Every line below is to be copied exactly, with the pictures left out.

━━ Data extract ━━

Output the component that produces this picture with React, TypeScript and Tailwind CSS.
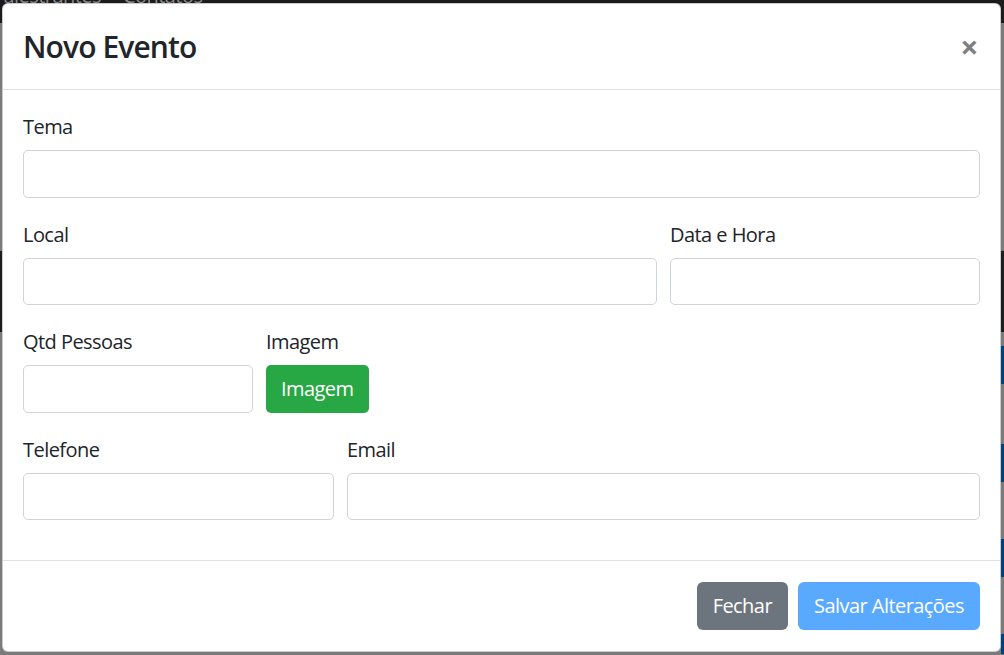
import React from "react";

function Field({ label, className }: { label: string; className?: string }) {
  return (
    <div className={className}>
      <label className="block pt-[2px] text-[20px] leading-[30px] mb-[8px] text-[#212529]">{label}</label>
      <div className="h-[47.5px] w-full border border-[#ced4da] rounded-[5px] bg-white"></div>
    </div>
  );
}

export default function App() {
  return (
    <main className="relative w-[1004px] h-[655px] overflow-hidden bg-[#7b7b7b] font-['Segoe_UI','Open_Sans',sans-serif] tracking-[-0.55px]">
      {/* page behind the backdrop */}
      <div className="flex flex-col">
        <div className="h-[37px] bg-[#1c1c1d] flex gap-[22px] -ml-[8px] text-[20px] leading-[20px] text-[#8a8a8a] -mt-[14px]">
          <span>Palestrantes</span>
          <span>Contatos</span>
        </div>
        <div className="h-[228px] bg-[#7b7b7b] border-b border-[#6e6e6e]"></div>
        <div className="h-[81px] bg-[#1c1d1f]"></div>
        <div className="h-[322px] flex">
          <div className="flex-1 bg-[#7b7b7b]"></div>
          <div className="w-[3px] flex flex-col">
            <div className="h-[14px] bg-[#7b7b7b]"></div>
            <div className="h-[38px] bg-[#00407f]"></div>
            <div className="h-[60px] bg-[#7b7b7b]"></div>
            <div className="h-[38px] bg-[#00407f]"></div>
            <div className="h-[57px] bg-[#7b7b7b]"></div>
            <div className="h-[38px] bg-[#00407f]"></div>
            <div className="h-[57px] bg-[#7b7b7b]"></div>
            <div className="h-[20px] bg-[#00407f]"></div>
          </div>
        </div>
      </div>

      {/* modal */}
      <div className="absolute left-[2px] top-[3px] w-[999px] h-[649px] bg-white rounded-[6px] border border-black/20 flex flex-col">
        <div className="h-[86px] flex items-center justify-between pl-[20px] pr-[22px] border-b border-[#dee2e6]">
          <h4 className="text-[30px] leading-[36px] font-semibold tracking-[-0.9px] text-[#212529]">Novo Evento</h4>
          <span className="text-[32px] leading-none font-bold text-black/50">×</span>
        </div>

        <div className="px-[20px] pt-[20px] pb-[20px] flex-1">
          <Field label="Tema" className="mb-[20px]" />
          <div className="flex gap-[13px] mb-[20px]">
            <Field label="Local" className="w-[634px]" />
            <Field label="Data e Hora" className="flex-1" />
          </div>
          <div className="flex gap-[13px] mb-[20px]">
            <Field label="Qtd Pessoas" className="w-[230px]" />
            <div>
              <label className="block pt-[2px] text-[20px] leading-[30px] mb-[8px] text-[#212529]">Imagem</label>
              <button className="h-[47.5px] px-[15px] rounded-[5px] bg-[#28a745] text-white text-[20px] leading-[30px]">
                Imagem
              </button>
            </div>
          </div>
          <div className="flex gap-[13px]">
            <Field label="Telefone" className="w-[311px]" />
            <Field label="Email" className="flex-1" />
          </div>
        </div>

        <div className="h-[91px] flex items-center justify-end gap-[10px] px-[20px] border-t border-[#dee2e6]">
          <button className="h-[48px] px-[16px] rounded-[6px] bg-[#6c757d] text-white text-[20px] leading-[30px]">
            Fechar
          </button>
          <button className="h-[48px] px-[16px] rounded-[6px] bg-[#59a9ff] text-white text-[20px] leading-[30px]">
            Salvar Alterações
          </button>
        </div>
      </div>
    </main>
  );
}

━━━

> _The solution_:
Output the component that produces this picture with React, TypeScript and Tailwind CSS.
import React from "react";

function Field({ label, className }: { label: string; className?: string }) {
  return (
    <div className={className}>
      <label className="block pt-[2px] text-[20px] leading-[30px] mb-[8px] text-[#212529]">{label}</label>
      <div className="h-[47.5px] w-full border border-[#ced4da] rounded-[5px] bg-white"></div>
    </div>
  );
}

export default function App() {
  return (
    <main className="relative w-[1004px] h-[655px] overflow-hidden bg-[#7b7b7b] font-['Segoe_UI','Open_Sans',sans-serif] tracking-[-0.55px]">
      {/* page behind the backdrop */}
      <div className="flex flex-col">
        <div className="h-[37px] bg-[#1c1c1d] flex gap-[22px] -ml-[8px] text-[20px] leading-[20px] text-[#8a8a8a] -mt-[14px]">
          <span>Palestrantes</span>
          <span>Contatos</span>
        </div>
        <div className="h-[228px] bg-[#7b7b7b] border-b border-[#6e6e6e]"></div>
        <div className="h-[81px] bg-[#1c1d1f]"></div>
        <div className="h-[322px] flex">
          <div className="flex-1 bg-[#7b7b7b]"></div>
          <div className="w-[3px] flex flex-col">
            <div className="h-[14px] bg-[#7b7b7b]"></div>
            <div className="h-[38px] bg-[#00407f]"></div>
            <div className="h-[60px] bg-[#7b7b7b]"></div>
            <div className="h-[38px] bg-[#00407f]"></div>
            <div className="h-[57px] bg-[#7b7b7b]"></div>
            <div className="h-[38px] bg-[#00407f]"></div>
            <div className="h-[57px] bg-[#7b7b7b]"></div>
            <div className="h-[20px] bg-[#00407f]"></div>
          </div>
        </div>
      </div>

      {/* modal */}
      <div className="absolute left-[2px] top-[3px] w-[999px] h-[649px] bg-white rounded-[6px] border border-black/20 flex flex-col">
        <div className="h-[86px] flex items-center justify-between pl-[20px] pr-[22px] border-b border-[#dee2e6]">
          <h4 className="text-[30px] leading-[36px] font-semibold tracking-[-0.9px] text-[#212529]">Novo Evento</h4>
          <span className="text-[32px] leading-none font-bold text-black/50">×</span>
        </div>

        <div className="px-[20px] pt-[20px] pb-[20px] flex-1">
          <Field label="Tema" className="mb-[20px]" />
          <div className="flex gap-[13px] mb-[20px]">
            <Field label="Local" className="w-[634px]" />
            <Field label="Data e Hora" className="flex-1" />
          </div>
          <div className="flex gap-[13px] mb-[20px]">
            <Field label="Qtd Pessoas" className="w-[230px]" />
            <div>
              <label className="block pt-[2px] text-[20px] leading-[30px] mb-[8px] text-[#212529]">Imagem</label>
              <button className="h-[47.5px] px-[15px] rounded-[5px] bg-[#28a745] text-white text-[20px] leading-[30px]">
                Imagem
              </button>
            </div>
          </div>
          <div className="flex gap-[13px]">
            <Field label="Telefone" className="w-[311px]" />
            <Field label="Email" className="flex-1" />
          </div>
        </div>

        <div className="h-[91px] flex items-center justify-end gap-[10px] px-[20px] border-t border-[#dee2e6]">
          <button className="h-[48px] px-[16px] rounded-[6px] bg-[#6c757d] text-white text-[20px] leading-[30px]">
            Fechar
          </button>
          <button className="h-[48px] px-[16px] rounded-[6px] bg-[#59a9ff] text-white text-[20px] leading-[30px]">
            Salvar Alterações
          </button>
        </div>
      </div>
    </main>
  );
}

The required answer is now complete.